PosixPath('/Users/chen/bootcamp_tingchen_chen/homework/homework4/data/raw/scrape_wikipedia_sp500_table_20250819-1024.csv')

## Sources, Parameters, and Validation

**API**
- Source: yfinance  
- Parameters: ticker=`AAPL`, period=`1y`, interval=`1d`, auto_adjust=False  
- Validation: required columns = [`date`, `open`, `high`, `low`, `close`, `volume`]; checked with `report_api` (row count, NA values).  

**Scrape**
- URL: https://en.wikipedia.org/wiki/List_of_S%26P_500_companies  
- Selector: `<table class="wikitable">` (first occurrence)  
- Validation: required columns = first three columns of the table; checked with `report_scrape` (row count, NA values).  

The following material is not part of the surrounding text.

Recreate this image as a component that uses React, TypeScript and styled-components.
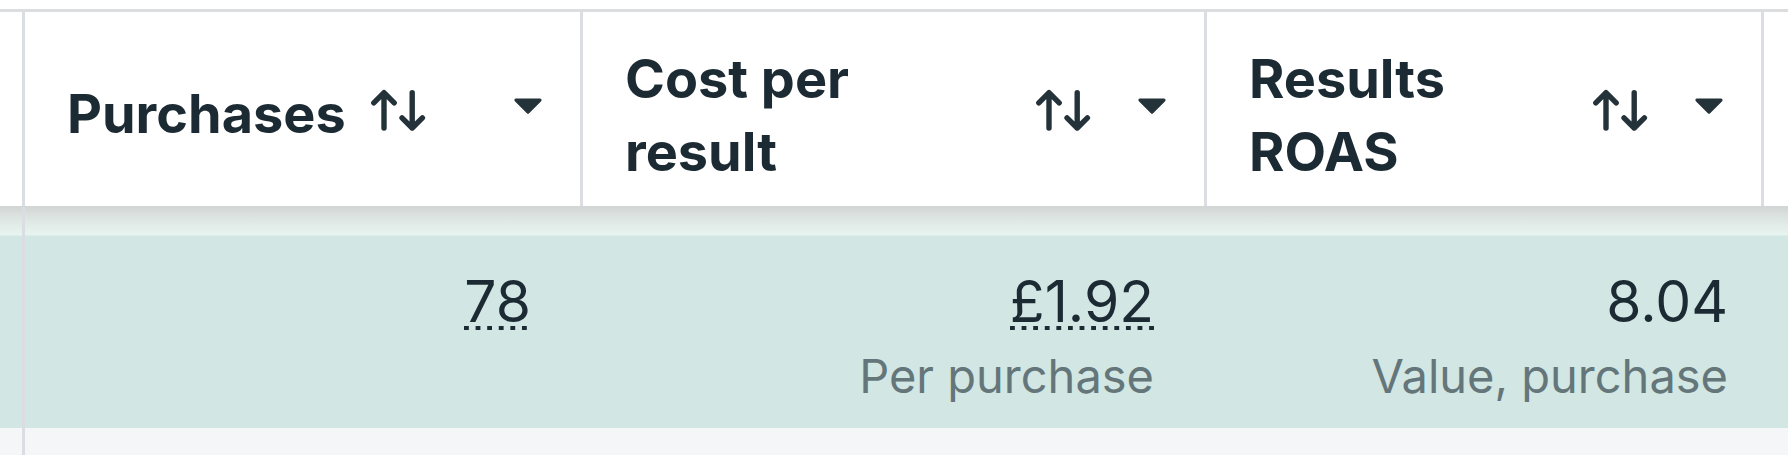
import React from "react";
import styled, { createGlobalStyle } from "styled-components";

const GlobalStyle = createGlobalStyle`
  html, body {
    margin: 0;
    padding: 0;
    background: #ffffff;
  }
  body {
    font-family: Inter, "Noto Sans", Roboto, sans-serif;
    color: #1c2b33;
  }
  * { box-sizing: border-box; }
`;

const COLS = "22px 558px 624px 557px 1fr";
const LINE = "#dadde1";

const Page = styled.div`
  padding-top: 9px;
  width: 1788px;
`;

const HeaderRow = styled.div`
  display: grid;
  grid-template-columns: ${COLS};
  height: 198px;
  border-top: 3px solid #dcdddf;
  border-bottom: 1px solid #d3d6d6;
  background: #ffffff;
`;

const HeaderCell = styled.div<{ $line?: boolean }>`
  display: flex;
  align-items: center;
  gap: 43px;
  padding: 0 37px 0 42px;
  border-left: ${(p) => (p.$line ? `3px solid ${LINE}` : "none")};
  min-width: 0;
`;

const HeaderLabel = styled.div<{ $fill?: boolean }>`
  display: flex;
  align-items: center;
  gap: 23px;
  flex: ${(p) => (p.$fill ? "1 1 auto" : "0 1 auto")};
  min-width: 0;
`;

const HeaderText = styled.span<{ $fill?: boolean }>`
  flex: ${(p) => (p.$fill ? "1 1 auto" : "none")};
  margin-top: ${(p) => (p.$fill ? "12px" : "8px")};
  font-size: 54px;
  line-height: 73px;
  font-weight: 700;
  color: #1c2b33;
  white-space: nowrap;
`;

const CaretWrap = styled.span`
  margin-left: auto;
  display: flex;
  flex-shrink: 0;
  margin-top: -7px;
`;

const SortWrap = styled.span`
  display: flex;
  flex-shrink: 0;
  margin-top: 2px;
`;

const DataRow = styled.div`
  display: grid;
  grid-template-columns: ${COLS};
  background: linear-gradient(
    180deg,
    #d2d6d5 0px,
    #dbe3e0 9px,
    #e4efeb 22px,
    #e8f4f0 28px,
    #d2e6e3 29px,
    #d2e6e3 100%
  );
`;

const DataCell = styled.div<{ $line?: boolean; $pr: number }>`
  display: flex;
  flex-direction: column;
  align-items: flex-end;
  padding: 61px ${(p) => p.$pr}px 24px 0;
  border-left: ${(p) => (p.$line ? `3px solid ${LINE}` : "none")};
`;

const Value = styled.span<{ $dotted?: boolean }>`
  font-size: 57px;
  line-height: 68px;
  font-weight: 400;
  color: #1c2b33;
  white-space: nowrap;
  background-image: ${(p) =>
    p.$dotted
      ? "linear-gradient(to right, #1c2b33 0, #1c2b33 5px, transparent 5px)"
      : "none"};
  background-size: 11.6px 4px;
  background-repeat: repeat-x;
  background-position: 0 58px;
`;

const SubText = styled.span`
  margin-top: 12px;
  font-size: 47px;
  line-height: 56px;
  font-weight: 400;
  color: #64767a;
  white-space: nowrap;
`;

const FooterBand = styled.div`
  display: grid;
  grid-template-columns: ${COLS};
  height: 27px;
  background: #f5f6f7;
`;

const FooterCell = styled.div<{ $line?: boolean }>`
  border-left: ${(p) => (p.$line ? `3px solid ${LINE}` : "none")};
`;

const SortIcon = () => (
  <svg width="60" height="42" viewBox="0 0 20 14" fill="none">
    <path
      d="M5 13V1.2M1.6 4.6L5 1.2l3.4 3.4"
      stroke="#243239"
      strokeWidth="1.8"
      strokeLinecap="round"
      strokeLinejoin="round"
    />
    <path
      d="M14.4 1.2V13M11 9.6l3.4 3.4 3.4-3.4"
      stroke="#243239"
      strokeWidth="1.8"
      strokeLinecap="round"
      strokeLinejoin="round"
    />
  </svg>
);

const Caret = () => (
  <svg width="30" height="18" viewBox="0 0 15 9">
    <path
      d="M1.5 1.5h12L7.5 7.5z"
      fill="#243239"
      stroke="#243239"
      strokeWidth="1.6"
      strokeLinejoin="round"
    />
  </svg>
);

type Column = {
  lines: string[];
  value: string;
  dotted: boolean;
  sub?: string;
  pr: number;
};

const columns: Column[] = [
  { lines: ["Purchases"], value: "78", dotted: true, pr: 49 },
  { lines: ["Cost per", "result"], value: "£1.92", dotted: true, sub: "Per purchase", pr: 50 },
  { lines: ["Results", "ROAS"], value: "8.04", dotted: false, sub: "Value, purchase", pr: 33 },
];

export default function App() {
  return (
    <>
      <GlobalStyle />
      <Page>
        <HeaderRow>
          <HeaderCell />
          {columns.map((c) => {
            const fill = c.lines.length > 1;
            return (
              <HeaderCell key={c.value} $line>
                <HeaderLabel $fill={fill}>
                  <HeaderText $fill={fill}>
                    {c.lines.map((l, i) => (
                      <React.Fragment key={l}>
                        {i > 0 && <br />}
                        {l}
                      </React.Fragment>
                    ))}
                  </HeaderText>
                  <SortWrap>
                    <SortIcon />
                  </SortWrap>
                </HeaderLabel>
                <CaretWrap>
                  <Caret />
                </CaretWrap>
              </HeaderCell>
            );
          })}
          <HeaderCell $line />
        </HeaderRow>
        <DataRow>
          <DataCell $pr={0} />
          {columns.map((c, i) => (
            <DataCell key={c.value} $line={i === 0} $pr={c.pr}>
              <Value $dotted={c.dotted}>{c.value}</Value>
              {c.sub && <SubText>{c.sub}</SubText>}
            </DataCell>
          ))}
          <DataCell $pr={0} />
        </DataRow>
        <FooterBand>
          <FooterCell />
          <FooterCell $line />
        </FooterBand>
      </Page>
    </>
  );
}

**Reproducible Filenames**
- `data/raw/api_yfinance_AAPL_YYYYMMDD-HHMM.csv`  
- `data/raw/scrape_wikipedia_sp500_table_YYYYMMDD-HHMM.csv`



## Assumptions & Risks
- API schema and column names may change over time; cleaning and validation logic must be updated accordingly.  
- Scraping depends on the HTML structure (table class and column order); if the webpage changes, selectors and parsing logic must be revised.  
- `.env` file is for local use only; only `.env.example` is included in the repo. Sensitive API keys must not be committed.